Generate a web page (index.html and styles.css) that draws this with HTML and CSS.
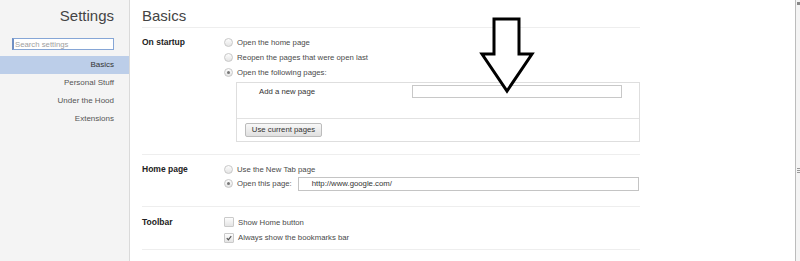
FILE: index.html
```html
<!DOCTYPE html>
<html>
<head>
<meta charset="utf-8">
<link rel="stylesheet" href="styles.css">
</head>
<body>
<div class="page">
  <aside class="sidebar">
    <div class="side-title">Settings</div>
    <div class="search-wrap"><input class="search" type="text" placeholder="Search settings"></div>
    <nav class="nav">
      <div class="nav-item active">Basics</div>
      <div class="nav-item">Personal Stuff</div>
      <div class="nav-item">Under the Hood</div>
      <div class="nav-item">Extensions</div>
    </nav>
  </aside>
  <main class="content">
    <div class="page-title">Basics</div>
    <section class="section startup">
      <div class="label">On startup</div>
      <div class="controls">
        <div class="opt"><span class="radio"></span>Open the home page</div>
        <div class="opt"><span class="radio"></span>Reopen the pages that were open last</div>
        <div class="opt"><span class="radio on"></span>Open the following pages:</div>
        <div class="pages-box">
          <div class="pages-list">
            <span class="add-label">Add a new page</span>
            <span class="add-input"></span>
          </div>
          <div class="pages-actions">
            <button class="btn">Use current pages</button>
          </div>
        </div>
      </div>
    </section>
    <section class="section home">
      <div class="label">Home page</div>
      <div class="controls">
        <div class="opt"><span class="radio"></span>Use the New Tab page</div>
        <div class="opt"><span class="radio on"></span>Open this page:<span class="url-input">http://www.google.com/</span></div>
      </div>
    </section>
    <section class="section toolbar">
      <div class="label">Toolbar</div>
      <div class="controls">
        <div class="opt"><span class="check"></span>Show Home button</div>
        <div class="opt"><span class="check on"><svg viewBox="0 0 10 10" width="10" height="10"><path d="M2.2 5.2 L4.2 7.2 L7.8 2.8" fill="none" stroke="#555" stroke-width="1.5"/></svg></span>Always show the bookmarks bar</div>
      </div>
    </section>
  </main>
  <div class="scrollbar"><span class="sb-top"></span><span class="sb-grip"></span></div>
  <svg class="arrow" width="58" height="80" viewBox="0 0 58 80"><path d="M16 4 H41 V39 H54 L29 76 L4 39 H16 Z" fill="#fff" stroke="#000" stroke-width="3" stroke-linejoin="miter"/></svg>
</div>
</body>
</html>
```
FILE: styles.css
```css
html, body {
  margin: 0;
  padding: 0;
  background: #fff;
}
body {
  font-family: "Liberation Sans", Arial, sans-serif;
  font-size: 7.75px;
  color: #444;
}
.page {
  position: relative;
  display: flex;
  width: 800px;
  height: 261px;
  overflow: hidden;
}
.sidebar {
  width: 130px;
  flex: none;
  background: #f4f4f4;
  border-right: 1px solid #dadada;
  box-sizing: border-box;
}
.side-title {
  text-align: right;
  font-size: 15px;
  line-height: 18px;
  height: 18px;
  color: #444;
  padding: 7px 15px 0 0;
}
.search-wrap {
  padding: 13px 0 0 12px;
}
.search {
  display: block;
  box-sizing: border-box;
  width: 102px;
  height: 12px;
  margin: 0;
  padding: 0 1px;
  border: 1px solid #86a6d6;
  border-left: 2px solid #6f8fc4;
  font-family: "Liberation Sans", Arial, sans-serif;
  font-size: 7.75px;
  line-height: 10px;
  background: #fff;
  outline: none;
}
.search::placeholder {
  color: #a0a0a0;
}
.nav {
  margin-top: 6px;
}
.nav-item {
  height: 18px;
  line-height: 18px;
  text-align: right;
  padding-right: 15px;
  font-size: 8px;
  color: #555;
}
.nav-item.active {
  background: #bccee9;
  color: #333;
}
.content {
  flex: none;
  width: 498px;
  padding-left: 12px;
}
.page-title {
  height: 20px;
  padding-top: 7px;
  font-size: 15px;
  line-height: 18px;
  color: #444;
  border-bottom: 1px solid #eeeeee;
}
.section {
  display: grid;
  grid-template-columns: 82px 1fr;
  border-bottom: 1px solid #eeeeee;
}
.label {
  font-weight: bold;
  color: #222;
  font-size: 8.5px;
  line-height: 15px;
}
.startup {
  padding: 7px 0 12px;
}
.home {
  padding: 7px 0 15px;
}
.home .label {
  line-height: 14px;
}
.toolbar {
  padding: 8px 0 4px;
}
.toolbar .label {
  line-height: 14px;
}
.opt {
  display: flex;
  align-items: center;
  height: 15px;
  color: #4a4a4a;
}
.home .opt:first-child,
.toolbar .opt:first-child {
  height: 14px;
}
.toolbar .opt + .opt {
  margin-top: 1px;
}
.radio {
  width: 7px;
  height: 7px;
  border-radius: 50%;
  border: 1px solid #c8c8c8;
  background: linear-gradient(#fdfdfd, #e4e4e4);
  margin-right: 4px;
  position: relative;
  flex: none;
}
.radio.on::after {
  content: "";
  position: absolute;
  left: 2px;
  top: 2px;
  width: 3px;
  height: 3px;
  border-radius: 50%;
  background: #777;
}
.pages-box {
  margin: 2px 0 0 12px;
  border: 1px solid #dedede;
}
.pages-list {
  height: 36px;
  display: flex;
  align-items: flex-start;
  padding-top: 2px;
  box-sizing: border-box;
  border-bottom: 1px solid #e2e2e2;
}
.add-label {
  width: 153px;
  padding-left: 22px;
  line-height: 14px;
  color: #333;
}
.add-input {
  width: 208px;
  height: 11px;
  border: 1px solid #c8c8c8;
  background: #fff;
}
.pages-actions {
  height: 22px;
  padding: 4px 0 0 8px;
  box-sizing: border-box;
}
.btn {
  display: block;
  height: 14px;
  width: 77px;
  margin: 0;
  padding: 0;
  border: 1px solid #bcbcbc;
  border-radius: 2px;
  background: linear-gradient(#f8f8f8, #e0e0e0);
  font-family: "Liberation Sans", Arial, sans-serif;
  font-size: 7.75px;
  line-height: 12px;
  color: #333;
}
.url-input {
  margin-left: 6px;
  width: 326px;
  height: 12px;
  border: 1px solid #c4c4c4;
  padding-left: 13px;
  line-height: 12px;
  color: #333;
}
.check {
  width: 8px;
  height: 8px;
  border: 1px solid #cacaca;
  border-radius: 1px;
  background: linear-gradient(#fdfdfd, #e4e4e4);
  margin-right: 4px;
  flex: none;
  display: flex;
}
.check svg {
  width: 8px;
  height: 8px;
}
.scrollbar {
  margin-left: auto;
  width: 4px;
  border-left: 1px solid #bcbcbc;
  background: #f4f4f4;
  position: relative;
  display: flex;
  flex-direction: column;
  align-items: center;
}
.sb-top {
  width: 3px;
  height: 3px;
  background: #888;
  margin-top: 2px;
}
.sb-grip {
  width: 3px;
  height: 5px;
  margin-top: 163px;
  background: repeating-linear-gradient(#999 0 1px, #f4f4f4 1px 2px);
}
.arrow {
  position: absolute;
  left: 478px;
  top: 15px;
}
```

----

Show every line above in which the word "this" occurs.

Generate a web page (index.html and styles.css) that draws this with HTML and CSS.
        <div class="opt"><span class="radio on"></span>Open this page:<span class="url-input">http://www.google.com/</span></div>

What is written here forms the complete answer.